[begin RECORDED DATA]

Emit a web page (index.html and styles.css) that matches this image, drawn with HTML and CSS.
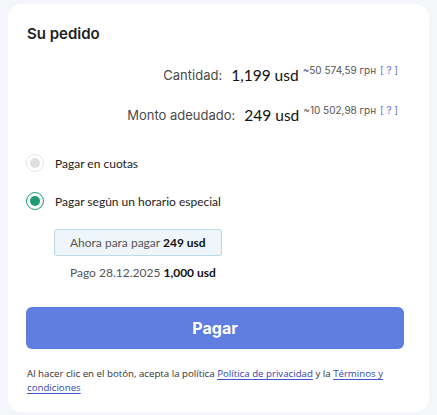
FILE: index.html
```html
<!DOCTYPE html>
<html lang="es">
<head>
<meta charset="utf-8">
<link rel="stylesheet" href="styles.css">
</head>
<body>
<div class="card">
  <h2 class="title">Su pedido</h2>
  <div class="sum-row">
    <span class="label">Cantidad:</span>
    <span class="amount">1,199 usd</span>
    <span class="conv">~50 574,59 грн <a class="help">[ ? ]</a></span>
  </div>
  <div class="sum-row second">
    <span class="label">Monto adeudado:</span>
    <span class="amount">249 usd</span>
    <span class="conv">~10 502,98 грн <a class="help">[ ? ]</a></span>
  </div>

  <div class="options">
    <label class="option disabled">
      <span class="radio"></span>
      <span class="opt-text">Pagar en cuotas</span>
    </label>
    <label class="option checked">
      <span class="radio"></span>
      <span class="opt-text">Pagar según un horario especial</span>
    </label>
  </div>

  <div class="schedule">
    <div class="now-box">Ahora para pagar <b>249 usd</b></div>
    <div class="later">Pago 28.12.2025 <b>1,000 usd</b></div>
  </div>

  <button class="pay">Pagar</button>

  <p class="terms">Al hacer clic en el botón, acepta la política <a>Política de privacidad</a> y la <a>Términos y</a><br><a>condiciones</a></p>
</div>
</body>
</html>
```

FILE: styles.css
```css
html, body {
  margin: 0;
  padding: 0;
  background: #f4f6f9;
}
body {
  padding: 4px 8px 3px;
  font-family: Inter, "Liberation Sans", sans-serif;
}
.card {
  background: #fff;
  border-radius: 14px;
  padding: 20px 25px 18px 18px;
  height: 408px;
  box-sizing: border-box;
}
.title {
  margin: 0 0 0 1px;
  font-size: 15px;
  line-height: 20px;
  font-weight: 600;
  color: #222;
}
.sum-row {
  display: flex;
  justify-content: flex-end;
  align-items: flex-start;
  margin: 21px 6px 0 0;
  height: 20px;
}
.sum-row.second {
  margin-top: 20px;
}
.label {
  font-size: 13px;
  line-height: 20px;
  color: #4a4a4a;
  margin-right: 9px;
}
.amount {
  font-family: Lato, sans-serif;
  font-size: 15.5px;
  line-height: 20px;
  color: #111;
  margin-right: 4px;
}
.conv {
  font-size: 10px;
  line-height: 12px;
  color: #555;
  margin-top: -1px;
}
.help {
  color: #6470f2;
  margin-left: 1px;
}
.options {
  margin-top: 29px;
  display: flex;
  flex-direction: column;
  gap: 20px;
}
.option {
  display: flex;
  align-items: center;
  gap: 11px;
  font-family: Lato, sans-serif;
  font-size: 12px;
  color: #222;
  height: 18px;
}
.radio {
  width: 18px;
  height: 18px;
  box-sizing: border-box;
  border-radius: 50%;
  position: relative;
  flex: none;
}
.radio::after {
  content: "";
  position: absolute;
  left: 2.5px;
  top: 2.5px;
  width: 10px;
  height: 10px;
  border-radius: 50%;
}
.disabled .radio {
  border: 1.5px solid #e6e6e6;
}
.disabled .radio::after {
  background: #dedede;
}
.checked .radio {
  border: 1.5px solid #1f9d6e;
}
.checked .radio::after {
  background: #1f9d6e;
}
.schedule {
  margin: 19px 0 0 28px;
  font-family: Lato, sans-serif;
  font-size: 12px;
  color: #555;
}
.schedule b {
  color: #111;
  font-weight: 700;
}
.now-box {
  display: inline-block;
  box-sizing: border-box;
  height: 27px;
  line-height: 25px;
  padding: 0 15px;
  border: 1px solid #bcd9ec;
  border-radius: 3px;
  background: #eef6fb;
}
.later {
  margin: 8px 0 0 16px;
  line-height: 18px;
}
.pay {
  display: block;
  width: 100%;
  height: 42px;
  margin-top: 25px;
  border: 0;
  border-radius: 6px;
  background: #607de0;
  color: #fff;
  font-family: Inter, sans-serif;
  font-size: 16px;
  font-weight: 700;
}
.terms {
  margin: 18px 0 0 1px;
  font-family: "Open Sans", sans-serif;
  font-size: 9.7px;
  line-height: 13.5px;
  color: #333;
}
.terms a {
  color: #3446b0;
  text-decoration: underline;
  text-decoration-color: #3f55d6;
  text-underline-offset: 2px;
}
```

[end RECORDED DATA]

TASK TO CARRY OUT
Pictures in the data above should not be copied; transcribe everything else exactly.

THE ANSWER
Emit a web page (index.html and styles.css) that matches this image, drawn with HTML and CSS.
FILE: index.html
```html
<!DOCTYPE html>
<html lang="es">
<head>
<meta charset="utf-8">
<link rel="stylesheet" href="styles.css">
</head>
<body>
<div class="card">
  <h2 class="title">Su pedido</h2>
  <div class="sum-row">
    <span class="label">Cantidad:</span>
    <span class="amount">1,199 usd</span>
    <span class="conv">~50 574,59 грн <a class="help">[ ? ]</a></span>
  </div>
  <div class="sum-row second">
    <span class="label">Monto adeudado:</span>
    <span class="amount">249 usd</span>
    <span class="conv">~10 502,98 грн <a class="help">[ ? ]</a></span>
  </div>

  <div class="options">
    <label class="option disabled">
      <span class="radio"></span>
      <span class="opt-text">Pagar en cuotas</span>
    </label>
    <label class="option checked">
      <span class="radio"></span>
      <span class="opt-text">Pagar según un horario especial</span>
    </label>
  </div>

  <div class="schedule">
    <div class="now-box">Ahora para pagar <b>249 usd</b></div>
    <div class="later">Pago 28.12.2025 <b>1,000 usd</b></div>
  </div>

  <button class="pay">Pagar</button>

  <p class="terms">Al hacer clic en el botón, acepta la política <a>Política de privacidad</a> y la <a>Términos y</a><br><a>condiciones</a></p>
</div>
</body>
</html>
```

FILE: styles.css
```css
html, body {
  margin: 0;
  padding: 0;
  background: #f4f6f9;
}
body {
  padding: 4px 8px 3px;
  font-family: Inter, "Liberation Sans", sans-serif;
}
.card {
  background: #fff;
  border-radius: 14px;
  padding: 20px 25px 18px 18px;
  height: 408px;
  box-sizing: border-box;
}
.title {
  margin: 0 0 0 1px;
  font-size: 15px;
  line-height: 20px;
  font-weight: 600;
  color: #222;
}
.sum-row {
  display: flex;
  justify-content: flex-end;
  align-items: flex-start;
  margin: 21px 6px 0 0;
  height: 20px;
}
.sum-row.second {
  margin-top: 20px;
}
.label {
  font-size: 13px;
  line-height: 20px;
  color: #4a4a4a;
  margin-right: 9px;
}
.amount {
  font-family: Lato, sans-serif;
  font-size: 15.5px;
  line-height: 20px;
  color: #111;
  margin-right: 4px;
}
.conv {
  font-size: 10px;
  line-height: 12px;
  color: #555;
  margin-top: -1px;
}
.help {
  color: #6470f2;
  margin-left: 1px;
}
.options {
  margin-top: 29px;
  display: flex;
  flex-direction: column;
  gap: 20px;
}
.option {
  display: flex;
  align-items: center;
  gap: 11px;
  font-family: Lato, sans-serif;
  font-size: 12px;
  color: #222;
  height: 18px;
}
.radio {
  width: 18px;
  height: 18px;
  box-sizing: border-box;
  border-radius: 50%;
  position: relative;
  flex: none;
}
.radio::after {
  content: "";
  position: absolute;
  left: 2.5px;
  top: 2.5px;
  width: 10px;
  height: 10px;
  border-radius: 50%;
}
.disabled .radio {
  border: 1.5px solid #e6e6e6;
}
.disabled .radio::after {
  background: #dedede;
}
.checked .radio {
  border: 1.5px solid #1f9d6e;
}
.checked .radio::after {
  background: #1f9d6e;
}
.schedule {
  margin: 19px 0 0 28px;
  font-family: Lato, sans-serif;
  font-size: 12px;
  color: #555;
}
.schedule b {
  color: #111;
  font-weight: 700;
}
.now-box {
  display: inline-block;
  box-sizing: border-box;
  height: 27px;
  line-height: 25px;
  padding: 0 15px;
  border: 1px solid #bcd9ec;
  border-radius: 3px;
  background: #eef6fb;
}
.later {
  margin: 8px 0 0 16px;
  line-height: 18px;
}
.pay {
  display: block;
  width: 100%;
  height: 42px;
  margin-top: 25px;
  border: 0;
  border-radius: 6px;
  background: #607de0;
  color: #fff;
  font-family: Inter, sans-serif;
  font-size: 16px;
  font-weight: 700;
}
.terms {
  margin: 18px 0 0 1px;
  font-family: "Open Sans", sans-serif;
  font-size: 9.7px;
  line-height: 13.5px;
  color: #333;
}
.terms a {
  color: #3446b0;
  text-decoration: underline;
  text-decoration-color: #3f55d6;
  text-underline-offset: 2px;
}
```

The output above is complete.